Panjrath Writes: This is with reference to a relatively inconspicuous news brief in the Defence Aviation Post of 12 May 17[i], titled “Home-made Rocket Launchers To Replace Indian Army’s Russian Origin Grad, Smerch: Report” and a much hyped news on the induction of US manufactured Light Howitzers covered by multiple media channels on 18 May 17[ii]. Both these news items are significant on various counts.
First and foremost, they represent a very positive development as far as the much desirable modernization of Indian Army is concerned. While the army has continued to deliver in whatever role it has been assigned viz. protracted counter insurgency operations in J&K or North East, defeating an incursion in the high altitude terrain of Kargil, guarding our frontiers in Siachen, LoC or the LAC and responding effectively in aid to civil authorities, there are genuine concerns regarding its effectiveness in performance of its primary task – predominantly on account of its growing obsolescence. Induction of state of the art – world class equipment would definitely provide the much needed punch to this ever reliable force.
Secondly, induction of homemade rockets, especially the Pinaka MBRL – version 2 of which was successfully test fired in Jan earlier this year, marks the coming of age of our indigenous defence manufacturing capability. Two issues particularly stand out – one that these are developed with a private player L&T and two that we have been able to put in place an indigenous guidance system. Induction of this system and its successful operation with field units should act as a precursor to many such achievements to follow and consequently, provide the much needed shot in the arm to the much desirable, ‘Make in India’ initiative.

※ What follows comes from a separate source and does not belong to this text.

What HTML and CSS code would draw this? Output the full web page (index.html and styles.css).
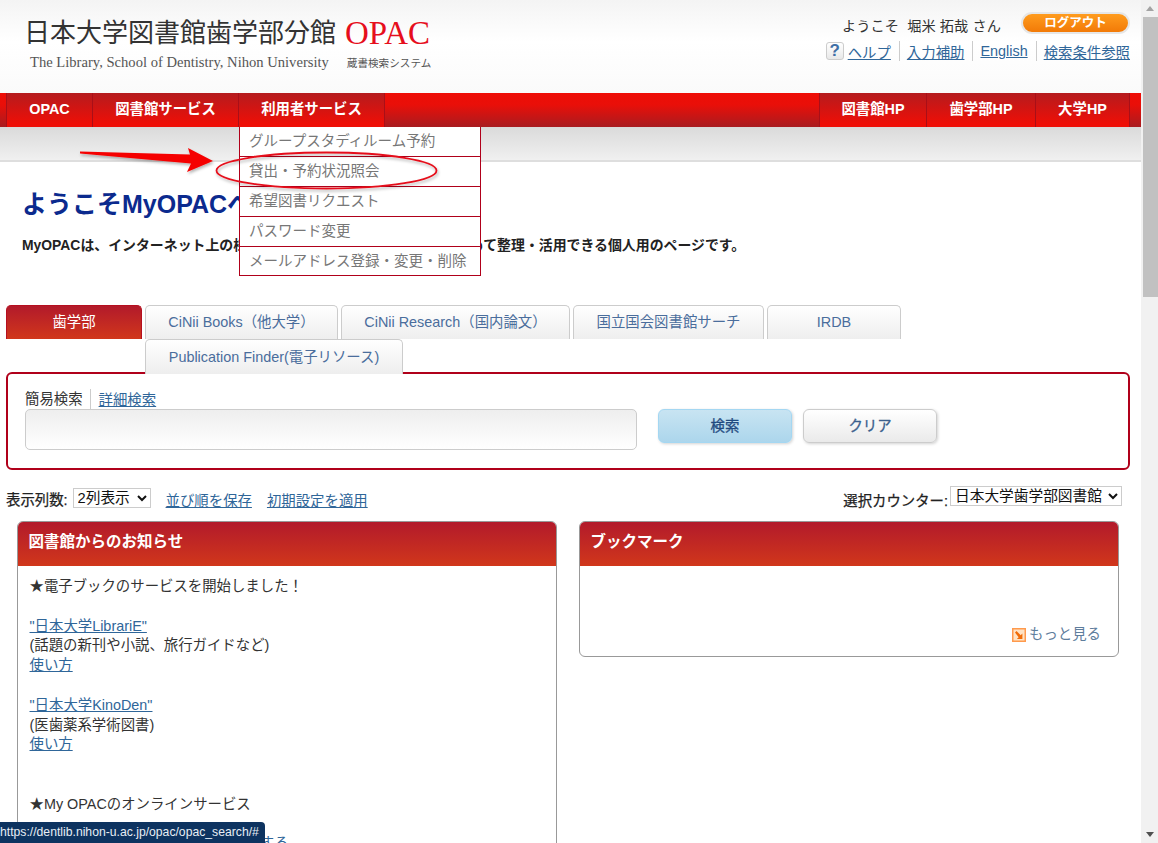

Thirdly, and perhaps most significantly, both these systems aim to enhance our ability to strike deep – the rockets in the plains and motor-able hills while the light howitzers in the not so accessible high altitude areas. These signify an approach adopted by most modern armies – that of deep penetration strikes, perhaps best demonstrated during the Gulf War by the US led coalition forces that long-range precision strike could help disrupt enemy operations, and even seriously attrite fielded enemy forces. A similar methodology has been adopted by the PLA and can be seen to have almost fructified with the maturing of its Rocket Force. An interesting article on this can be found in The National Interest website[iii]
The euphoria associated with these inductions notwithstanding, there is also a word of caution. Our defence modernization is greatly lagging and needs more than a nudge. While the artillery may be on the much sought road to progress, gaping holes in our battlefield air defence, lack of effective anti-tank capability, ageing helicopter fleet and even the availability of a basic infantry assault rifle continue to constrain our competencies. Implementation of the much hyped ‘improved defence procurement procedures’ coupled with a push to indigenous defence industry are definitely the crying needs of the day!